Ainsi la nuit. Il n’y a pas qu’Adamo. Quignard dans
Le Nom au bout de la langue décrit la pétrification qui saisit celui qui ne retrouve plus son mot : regard fixe, cervelle élongée en langue qui essaye éperdument de cracher le morceau et n’y arrive pas, les nerfs à bout de contention. Cela m’est arrivé ce jour, au retour d’un rêve inepte, qui n’est jamais comme disait Cocteau qu’ « excrément de réalité » — je ne dors que le jour —, la nuit je veille :
Ainsi la nuit. Il s’est formé un vide concret dans ma tête, comme je butai contre cet oubli solide et dur qui prenait toute la place.
Quel est donc le nom du compositeur d’
Ainsi la nuit ?? Un quatuor, interprété par les Arditti, du deuxième mouvement duquel je me souvenais parfaitement, très… nocturne, on s’en serait douté : bruissements, lucioles, infimes remuements. Me tournant et retournant dans le lit, impossible de me rendormir, et toujours rien… « Du… », « Du… », une sonorité qui commence en « Du… » ? Dusay, Dusens, Durosoir ! Durosoir ! Mais non, trop tôt.
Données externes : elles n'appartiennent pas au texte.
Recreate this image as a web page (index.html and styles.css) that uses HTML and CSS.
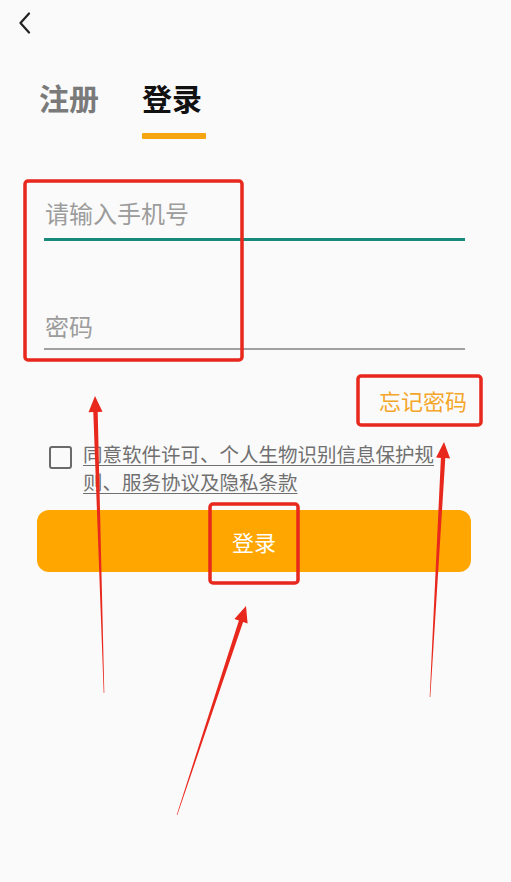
FILE: index.html
```html
<!DOCTYPE html>
<html lang="zh-CN">
<head>
    <meta charset="UTF-8">
    <meta name="viewport" content="width=device-width, initial-scale=1.0">
    <title>登录</title>
    <link rel="stylesheet" href="styles.css">
</head>
<body>
    <div class="page">
        <!-- Top bar -->
        <div class="topbar">
            <svg class="back" width="14" height="22" viewBox="0 0 14 22">
                <path d="M11 1.5 L2.5 11 L11 20.5" fill="none" stroke="#222" stroke-width="2.2" stroke-linecap="round" stroke-linejoin="round"/>
            </svg>
        </div>

        <!-- Tabs -->
        <div class="tabs">
            <div class="tab">注册</div>
            <div class="tab active">登录</div>
        </div>

        <!-- Form -->
        <div class="form">
            <div class="field focused">请输入手机号</div>
            <div class="field second">密码</div>
        </div>

        <div class="forgot-row">
            <span class="forgot">忘记密码</span>
        </div>

        <div class="agree">
            <span class="checkbox"></span>
            <span class="agree-text">同意软件许可、个人生物识别信息保护规则、服务协议及隐私条款</span>
        </div>

        <button class="login-btn">登录</button>
    </div>

    <!-- Annotations -->
    <svg class="marks" width="511" height="882" viewBox="0 0 511 882">
        <g fill="none" stroke="#e8271d" stroke-width="3.5">
            <rect x="25" y="181" width="217" height="179" rx="3"/>
            <rect x="358" y="376" width="123" height="49" rx="3"/>
            <rect x="210" y="504" width="88" height="79" rx="3"/>
        </g>
        <g fill="#e8271d">
            <polygon points="104.3,693 97.7,411.9 102.5,411.8 95,396 88.5,412.2 93.3,412.1 103.7,693"/>
            <polygon points="430.3,697 445.3,458.1 450.1,458.4 444,442 436.1,457.6 440.9,457.9 429.7,697"/>
            <polygon points="177.3,815.1 243.1,621.9 247.6,623.4 246,606 234.4,619 238.9,620.5 176.7,814.9"/>
        </g>
    </svg>
</body>
</html>
```

FILE: styles.css
```css
/* Base */
* {
    margin: 0;
    padding: 0;
    box-sizing: border-box;
}
body {
    width: 511px;
    height: 882px;
    background-color: #fafafa;
    font-family: "Noto Sans CJK SC", "Noto Sans", sans-serif;
    position: relative;
    overflow: hidden;
}
.page {
    display: flex;
    flex-direction: column;
}
/* Top bar */
.topbar {
    padding: 12px 0 0 18px;
    height: 34px;
}
.back {
    display: block;
}
/* Tabs */
.tabs {
    display: flex;
    gap: 43px;
    padding-left: 39px;
    margin-top: 48px;
}
.tab {
    font-size: 30px;
    line-height: 30px;
    font-weight: bold;
    color: #7a7a7a;
    display: flex;
    flex-direction: column;
}
.tab.active {
    color: #111;
}
.tab.active::after {
    content: "";
    display: block;
    width: 64px;
    height: 6px;
    margin-top: 21px;
    border-radius: 1px;
    background-color: #f5a510;
}
/* Form */
.form {
    margin: 62px 46px 0 44px;
}
.field {
    font-size: 24px;
    line-height: 24px;
    color: #9c9c9c;
    padding: 0 0 13px 1px;
    border-bottom: 2px solid #a0a0a0;
}
.field.focused {
    border-bottom: 3px solid #178a7c;
}
.field.second {
    margin-top: 73px;
    padding-bottom: 10px;
}
/* Forgot password */
.forgot-row {
    display: flex;
    justify-content: flex-end;
    padding-right: 44px;
    margin-top: 37px;
}
.forgot {
    font-size: 22px;
    line-height: 26px;
    color: #f4a62a;
}
/* Agreement */
.agree {
    display: flex;
    align-items: flex-start;
    gap: 11px;
    padding-left: 49px;
    margin-top: 27px;
}
.checkbox {
    flex: none;
    width: 23px;
    height: 23px;
    margin-top: 6px;
    border: 2.5px solid #6a6a6a;
    border-radius: 3px;
}
.agree-text {
    width: 360px;
    font-size: 19.5px;
    line-height: 28px;
    color: #707070;
    text-decoration: underline;
    text-underline-offset: 3px;
}
/* Login button */
.login-btn {
    margin: 14px 0 0 37px;
    width: 434px;
    height: 62px;
    border: none;
    border-radius: 12px;
    background-color: #ffa600;
    color: #fff;
    font-family: "Noto Sans CJK SC", sans-serif;
    font-size: 22px;
}
/* Annotation layer */
.marks {
    position: absolute;
    top: 0;
    left: 0;
    pointer-events: none;
}
```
Ainsi la nuit. Dufay ?... quand même pas… « Du… » doit être une fausse piste. J’ai récemment ainsi séché sur le nom de deux écrivains pendant une semaine, puis ai de guerre lasse laissé tomber, enterrant les osselets pour couver la chose. Cela est revenu à l’improviste, comme si une forme s’était tout à coup dépêtrée de ce qui la retenait au tréfonds pour refaire surface. Le pire est que je m'avisai, dans un demi-sommeil de plus en plus énervé, que je ne me souvenais plus non plus de l'objet de ce précédent oubli : oublié l'oubli. Je revois pourtant la tête du gars, le compositeur d'
Ainsi la nuit, une tête solide, aux traits accusés, sur la pochette d'un autre disque, la Deuxième Symphonie, orchestre de Paris, Chailly... Philips... Une tête à la Bruckner, me dis-je sottement, si la musique pouvait avoir une tête.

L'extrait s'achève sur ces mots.